##### SOURCE DATA

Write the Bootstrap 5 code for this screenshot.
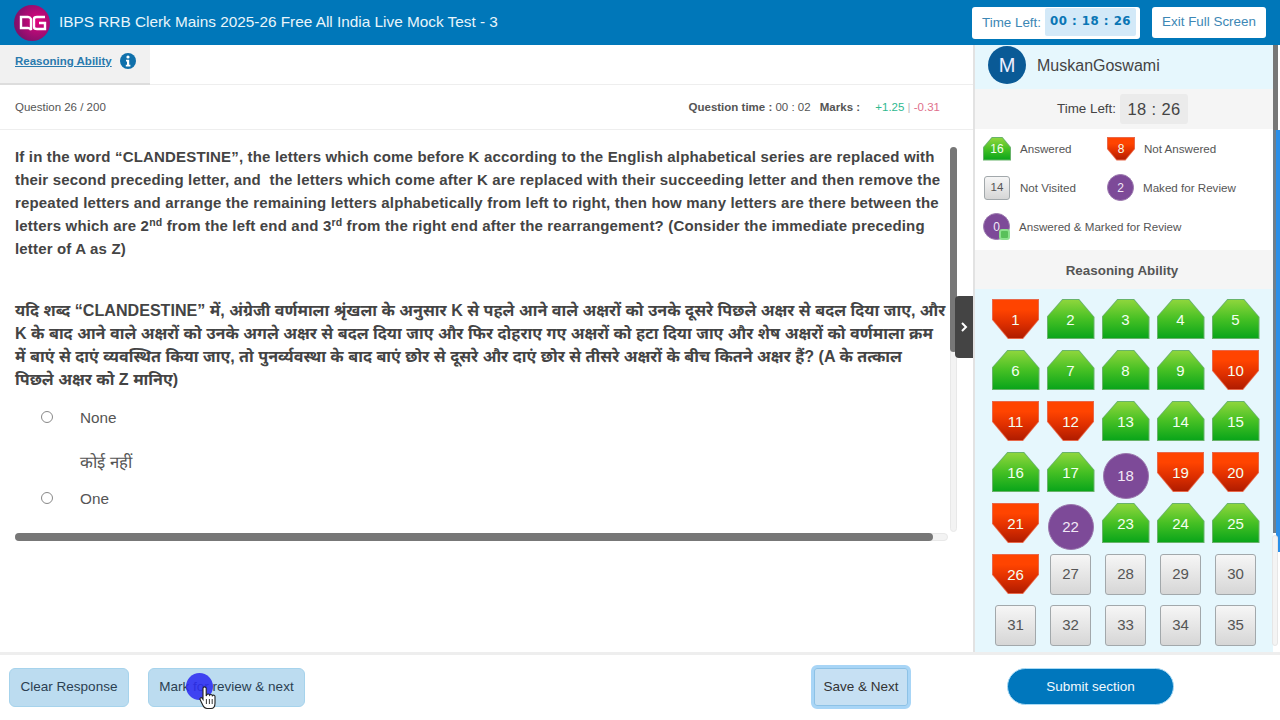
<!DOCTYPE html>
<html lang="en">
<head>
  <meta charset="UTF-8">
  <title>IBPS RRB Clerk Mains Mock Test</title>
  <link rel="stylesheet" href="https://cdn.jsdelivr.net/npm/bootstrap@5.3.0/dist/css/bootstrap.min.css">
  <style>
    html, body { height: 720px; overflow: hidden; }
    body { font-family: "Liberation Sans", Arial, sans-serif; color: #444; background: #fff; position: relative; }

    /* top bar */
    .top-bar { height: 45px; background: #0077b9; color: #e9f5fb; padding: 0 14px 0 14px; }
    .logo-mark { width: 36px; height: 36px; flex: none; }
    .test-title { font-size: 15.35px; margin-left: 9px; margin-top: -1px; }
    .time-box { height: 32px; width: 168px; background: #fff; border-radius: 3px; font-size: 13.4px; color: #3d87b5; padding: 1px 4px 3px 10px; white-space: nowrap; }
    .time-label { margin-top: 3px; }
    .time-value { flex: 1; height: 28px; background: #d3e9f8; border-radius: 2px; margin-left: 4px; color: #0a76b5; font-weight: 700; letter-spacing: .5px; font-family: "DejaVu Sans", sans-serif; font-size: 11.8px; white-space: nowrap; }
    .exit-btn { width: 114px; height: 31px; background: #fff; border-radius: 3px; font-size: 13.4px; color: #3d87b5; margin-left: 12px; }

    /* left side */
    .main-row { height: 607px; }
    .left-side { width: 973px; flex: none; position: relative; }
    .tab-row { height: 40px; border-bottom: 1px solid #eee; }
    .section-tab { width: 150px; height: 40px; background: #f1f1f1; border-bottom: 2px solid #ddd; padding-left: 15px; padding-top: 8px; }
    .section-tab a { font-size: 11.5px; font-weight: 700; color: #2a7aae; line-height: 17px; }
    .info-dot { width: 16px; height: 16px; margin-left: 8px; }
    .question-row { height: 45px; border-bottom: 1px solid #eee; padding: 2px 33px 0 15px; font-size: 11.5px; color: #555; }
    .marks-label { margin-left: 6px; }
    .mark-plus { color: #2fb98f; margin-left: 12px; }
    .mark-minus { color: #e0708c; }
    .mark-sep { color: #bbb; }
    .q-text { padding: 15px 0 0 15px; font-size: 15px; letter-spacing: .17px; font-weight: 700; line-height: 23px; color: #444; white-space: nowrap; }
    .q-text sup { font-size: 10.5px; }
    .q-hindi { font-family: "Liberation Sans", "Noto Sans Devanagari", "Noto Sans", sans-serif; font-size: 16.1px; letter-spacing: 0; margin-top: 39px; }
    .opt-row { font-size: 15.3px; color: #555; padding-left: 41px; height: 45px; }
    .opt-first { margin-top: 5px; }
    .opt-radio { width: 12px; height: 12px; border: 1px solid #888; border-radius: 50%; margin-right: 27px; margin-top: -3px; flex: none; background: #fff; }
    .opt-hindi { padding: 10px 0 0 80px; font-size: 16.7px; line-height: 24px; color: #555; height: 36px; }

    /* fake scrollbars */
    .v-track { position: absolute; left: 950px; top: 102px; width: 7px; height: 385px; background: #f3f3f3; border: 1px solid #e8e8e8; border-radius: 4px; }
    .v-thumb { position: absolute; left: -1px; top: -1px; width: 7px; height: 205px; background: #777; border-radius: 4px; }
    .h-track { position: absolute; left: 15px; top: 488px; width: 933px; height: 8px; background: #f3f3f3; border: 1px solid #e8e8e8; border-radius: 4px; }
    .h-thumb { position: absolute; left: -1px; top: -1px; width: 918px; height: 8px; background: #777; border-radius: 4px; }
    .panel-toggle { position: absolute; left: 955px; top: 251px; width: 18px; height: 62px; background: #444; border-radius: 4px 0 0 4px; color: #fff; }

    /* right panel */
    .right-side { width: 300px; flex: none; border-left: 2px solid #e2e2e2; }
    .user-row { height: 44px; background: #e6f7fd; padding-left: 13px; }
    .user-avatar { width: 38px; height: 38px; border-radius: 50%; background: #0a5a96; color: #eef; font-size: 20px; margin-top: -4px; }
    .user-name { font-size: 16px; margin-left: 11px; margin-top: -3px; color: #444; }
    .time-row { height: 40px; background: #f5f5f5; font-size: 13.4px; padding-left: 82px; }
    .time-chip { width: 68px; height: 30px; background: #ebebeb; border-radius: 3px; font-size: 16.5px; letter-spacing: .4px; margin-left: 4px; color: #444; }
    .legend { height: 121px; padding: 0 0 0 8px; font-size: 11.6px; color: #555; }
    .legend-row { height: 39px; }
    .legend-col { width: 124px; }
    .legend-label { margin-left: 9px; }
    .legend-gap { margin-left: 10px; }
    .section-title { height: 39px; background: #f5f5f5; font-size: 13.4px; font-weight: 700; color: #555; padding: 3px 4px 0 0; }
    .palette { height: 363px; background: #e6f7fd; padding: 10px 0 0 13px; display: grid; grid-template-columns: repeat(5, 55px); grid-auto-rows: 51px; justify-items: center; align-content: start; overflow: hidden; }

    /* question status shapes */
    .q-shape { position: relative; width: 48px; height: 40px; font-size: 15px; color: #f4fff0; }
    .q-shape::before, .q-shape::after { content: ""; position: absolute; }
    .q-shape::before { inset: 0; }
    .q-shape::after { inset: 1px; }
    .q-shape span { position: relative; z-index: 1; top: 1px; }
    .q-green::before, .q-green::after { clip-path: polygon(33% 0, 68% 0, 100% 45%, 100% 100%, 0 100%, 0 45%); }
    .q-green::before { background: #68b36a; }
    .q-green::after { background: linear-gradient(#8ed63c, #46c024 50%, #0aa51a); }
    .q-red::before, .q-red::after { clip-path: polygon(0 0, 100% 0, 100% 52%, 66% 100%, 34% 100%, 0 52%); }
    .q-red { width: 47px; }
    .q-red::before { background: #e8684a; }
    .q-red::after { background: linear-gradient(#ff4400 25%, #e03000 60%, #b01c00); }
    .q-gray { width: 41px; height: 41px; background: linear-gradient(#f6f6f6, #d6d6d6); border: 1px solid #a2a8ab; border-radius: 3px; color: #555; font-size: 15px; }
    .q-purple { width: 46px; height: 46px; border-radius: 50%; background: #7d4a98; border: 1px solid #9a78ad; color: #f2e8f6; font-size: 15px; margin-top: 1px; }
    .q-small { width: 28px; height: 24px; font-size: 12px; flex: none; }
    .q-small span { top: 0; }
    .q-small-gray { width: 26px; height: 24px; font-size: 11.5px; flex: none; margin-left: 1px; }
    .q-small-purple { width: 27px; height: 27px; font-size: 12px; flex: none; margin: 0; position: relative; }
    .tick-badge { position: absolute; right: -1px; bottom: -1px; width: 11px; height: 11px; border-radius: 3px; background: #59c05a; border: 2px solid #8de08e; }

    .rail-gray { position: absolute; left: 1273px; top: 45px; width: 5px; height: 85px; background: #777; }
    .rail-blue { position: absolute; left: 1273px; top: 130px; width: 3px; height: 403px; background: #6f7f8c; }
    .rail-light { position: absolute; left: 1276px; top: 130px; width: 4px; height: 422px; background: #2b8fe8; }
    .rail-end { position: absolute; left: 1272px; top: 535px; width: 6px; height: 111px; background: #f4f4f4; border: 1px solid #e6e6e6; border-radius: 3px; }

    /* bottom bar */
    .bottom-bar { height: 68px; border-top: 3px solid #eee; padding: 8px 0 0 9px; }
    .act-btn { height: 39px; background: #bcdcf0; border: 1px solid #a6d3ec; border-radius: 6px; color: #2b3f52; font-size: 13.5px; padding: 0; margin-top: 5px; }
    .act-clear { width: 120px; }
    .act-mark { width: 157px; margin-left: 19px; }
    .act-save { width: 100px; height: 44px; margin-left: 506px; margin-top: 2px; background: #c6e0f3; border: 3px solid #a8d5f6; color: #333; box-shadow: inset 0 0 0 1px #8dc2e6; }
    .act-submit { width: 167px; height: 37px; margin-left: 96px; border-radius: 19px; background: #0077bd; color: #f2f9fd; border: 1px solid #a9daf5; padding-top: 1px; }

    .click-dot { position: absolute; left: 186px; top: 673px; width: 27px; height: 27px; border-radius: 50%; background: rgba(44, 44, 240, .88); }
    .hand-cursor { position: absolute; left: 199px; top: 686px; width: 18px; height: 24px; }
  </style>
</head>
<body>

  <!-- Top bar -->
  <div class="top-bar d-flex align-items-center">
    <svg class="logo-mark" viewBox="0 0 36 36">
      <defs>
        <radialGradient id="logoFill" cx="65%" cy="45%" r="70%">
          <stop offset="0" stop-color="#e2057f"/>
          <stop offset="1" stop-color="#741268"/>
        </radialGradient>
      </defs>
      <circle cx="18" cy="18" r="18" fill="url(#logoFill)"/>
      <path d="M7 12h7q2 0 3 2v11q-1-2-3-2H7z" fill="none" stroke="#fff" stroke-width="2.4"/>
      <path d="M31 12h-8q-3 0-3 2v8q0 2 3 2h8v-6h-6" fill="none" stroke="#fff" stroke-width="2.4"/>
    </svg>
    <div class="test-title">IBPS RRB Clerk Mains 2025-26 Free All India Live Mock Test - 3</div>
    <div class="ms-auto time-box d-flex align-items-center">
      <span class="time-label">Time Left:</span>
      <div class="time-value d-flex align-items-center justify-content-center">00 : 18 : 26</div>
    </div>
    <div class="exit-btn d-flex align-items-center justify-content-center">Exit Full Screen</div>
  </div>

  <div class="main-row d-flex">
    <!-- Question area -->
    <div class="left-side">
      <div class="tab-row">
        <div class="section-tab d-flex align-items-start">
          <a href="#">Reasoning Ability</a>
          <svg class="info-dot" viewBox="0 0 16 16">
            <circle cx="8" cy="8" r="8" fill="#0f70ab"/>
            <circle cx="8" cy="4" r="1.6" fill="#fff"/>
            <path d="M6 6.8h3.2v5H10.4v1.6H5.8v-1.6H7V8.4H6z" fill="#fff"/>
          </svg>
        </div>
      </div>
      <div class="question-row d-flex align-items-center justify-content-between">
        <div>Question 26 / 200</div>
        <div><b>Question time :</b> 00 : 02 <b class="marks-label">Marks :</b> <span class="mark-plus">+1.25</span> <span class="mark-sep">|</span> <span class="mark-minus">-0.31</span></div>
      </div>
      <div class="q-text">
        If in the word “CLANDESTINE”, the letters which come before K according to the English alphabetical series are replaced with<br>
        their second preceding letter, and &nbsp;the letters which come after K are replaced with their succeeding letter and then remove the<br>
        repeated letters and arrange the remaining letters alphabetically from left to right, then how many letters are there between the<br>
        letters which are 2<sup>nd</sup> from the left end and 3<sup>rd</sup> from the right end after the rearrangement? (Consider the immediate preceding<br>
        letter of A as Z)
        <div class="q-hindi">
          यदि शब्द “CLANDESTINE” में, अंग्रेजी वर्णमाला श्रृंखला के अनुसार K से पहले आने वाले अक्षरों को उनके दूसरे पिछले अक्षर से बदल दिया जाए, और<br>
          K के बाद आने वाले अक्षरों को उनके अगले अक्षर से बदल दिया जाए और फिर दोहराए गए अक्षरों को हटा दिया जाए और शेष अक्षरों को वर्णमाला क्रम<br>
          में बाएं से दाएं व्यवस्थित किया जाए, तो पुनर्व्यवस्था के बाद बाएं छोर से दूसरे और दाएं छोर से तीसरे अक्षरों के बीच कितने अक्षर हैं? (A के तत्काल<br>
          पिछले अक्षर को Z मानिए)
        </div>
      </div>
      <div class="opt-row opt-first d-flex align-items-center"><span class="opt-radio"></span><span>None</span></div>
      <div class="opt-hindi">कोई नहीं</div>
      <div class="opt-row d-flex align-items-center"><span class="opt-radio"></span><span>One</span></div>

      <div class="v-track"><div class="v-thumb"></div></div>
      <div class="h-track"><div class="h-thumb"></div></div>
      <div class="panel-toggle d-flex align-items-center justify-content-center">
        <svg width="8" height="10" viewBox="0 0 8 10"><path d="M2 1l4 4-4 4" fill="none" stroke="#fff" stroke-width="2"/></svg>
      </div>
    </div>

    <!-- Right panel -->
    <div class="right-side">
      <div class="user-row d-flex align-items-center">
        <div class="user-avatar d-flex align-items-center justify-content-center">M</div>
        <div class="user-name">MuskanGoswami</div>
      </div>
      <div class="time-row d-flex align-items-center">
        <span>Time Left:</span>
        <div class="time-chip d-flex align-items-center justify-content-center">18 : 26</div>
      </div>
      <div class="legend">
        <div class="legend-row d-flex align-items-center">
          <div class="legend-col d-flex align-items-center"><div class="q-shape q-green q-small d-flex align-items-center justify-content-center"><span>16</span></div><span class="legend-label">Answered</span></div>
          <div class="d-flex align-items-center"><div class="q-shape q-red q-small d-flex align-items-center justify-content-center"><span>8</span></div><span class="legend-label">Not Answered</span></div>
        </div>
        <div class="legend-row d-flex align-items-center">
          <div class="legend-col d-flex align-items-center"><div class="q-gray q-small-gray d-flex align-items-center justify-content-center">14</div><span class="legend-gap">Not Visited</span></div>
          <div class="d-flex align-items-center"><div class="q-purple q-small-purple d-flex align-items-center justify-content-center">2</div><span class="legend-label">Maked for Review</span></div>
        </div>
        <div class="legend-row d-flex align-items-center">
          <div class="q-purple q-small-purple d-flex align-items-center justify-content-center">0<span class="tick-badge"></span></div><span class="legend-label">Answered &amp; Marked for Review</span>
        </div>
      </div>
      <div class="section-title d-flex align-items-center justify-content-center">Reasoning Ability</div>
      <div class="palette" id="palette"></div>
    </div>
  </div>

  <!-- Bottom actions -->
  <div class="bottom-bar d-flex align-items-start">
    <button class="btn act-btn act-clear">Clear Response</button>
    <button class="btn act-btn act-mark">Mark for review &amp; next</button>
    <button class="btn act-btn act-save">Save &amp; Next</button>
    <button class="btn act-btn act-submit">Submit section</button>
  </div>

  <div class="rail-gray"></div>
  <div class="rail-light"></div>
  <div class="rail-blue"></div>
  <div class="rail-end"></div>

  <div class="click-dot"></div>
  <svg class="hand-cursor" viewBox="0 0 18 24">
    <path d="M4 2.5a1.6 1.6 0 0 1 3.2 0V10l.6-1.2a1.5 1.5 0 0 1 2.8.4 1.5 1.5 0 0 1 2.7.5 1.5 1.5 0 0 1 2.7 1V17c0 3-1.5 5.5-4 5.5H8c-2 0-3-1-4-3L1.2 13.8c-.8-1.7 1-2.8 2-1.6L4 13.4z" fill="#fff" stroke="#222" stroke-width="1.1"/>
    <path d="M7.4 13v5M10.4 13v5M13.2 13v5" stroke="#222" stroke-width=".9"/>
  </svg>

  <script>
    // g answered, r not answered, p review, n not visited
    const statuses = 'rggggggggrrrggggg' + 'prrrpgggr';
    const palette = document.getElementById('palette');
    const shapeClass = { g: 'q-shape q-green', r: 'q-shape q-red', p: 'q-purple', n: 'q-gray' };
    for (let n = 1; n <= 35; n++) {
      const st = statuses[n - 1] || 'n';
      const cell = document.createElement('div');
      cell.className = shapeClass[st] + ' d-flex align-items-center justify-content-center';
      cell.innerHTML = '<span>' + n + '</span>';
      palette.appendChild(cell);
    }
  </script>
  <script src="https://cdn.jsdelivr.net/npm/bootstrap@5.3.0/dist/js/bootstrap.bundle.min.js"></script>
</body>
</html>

##########

THE REQUEST:
Leave out any pictures, please, and quote only the lines from the top of the data through the line that contains "114px; height: 31px;".

FULL OUTPUT:
Write the Bootstrap 5 code for this screenshot.
<!DOCTYPE html>
<html lang="en">
<head>
  <meta charset="UTF-8">
  <title>IBPS RRB Clerk Mains Mock Test</title>
  <link rel="stylesheet" href="https://cdn.jsdelivr.net/npm/bootstrap@5.3.0/dist/css/bootstrap.min.css">
  <style>
    html, body { height: 720px; overflow: hidden; }
    body { font-family: "Liberation Sans", Arial, sans-serif; color: #444; background: #fff; position: relative; }

    /* top bar */
    .top-bar { height: 45px; background: #0077b9; color: #e9f5fb; padding: 0 14px 0 14px; }
    .logo-mark { width: 36px; height: 36px; flex: none; }
    .test-title { font-size: 15.35px; margin-left: 9px; margin-top: -1px; }
    .time-box { height: 32px; width: 168px; background: #fff; border-radius: 3px; font-size: 13.4px; color: #3d87b5; padding: 1px 4px 3px 10px; white-space: nowrap; }
    .time-label { margin-top: 3px; }
    .time-value { flex: 1; height: 28px; background: #d3e9f8; border-radius: 2px; margin-left: 4px; color: #0a76b5; font-weight: 700; letter-spacing: .5px; font-family: "DejaVu Sans", sans-serif; font-size: 11.8px; white-space: nowrap; }
    .exit-btn { width: 114px; height: 31px; background: #fff; border-radius: 3px; font-size: 13.4px; color: #3d87b5; margin-left: 12px; }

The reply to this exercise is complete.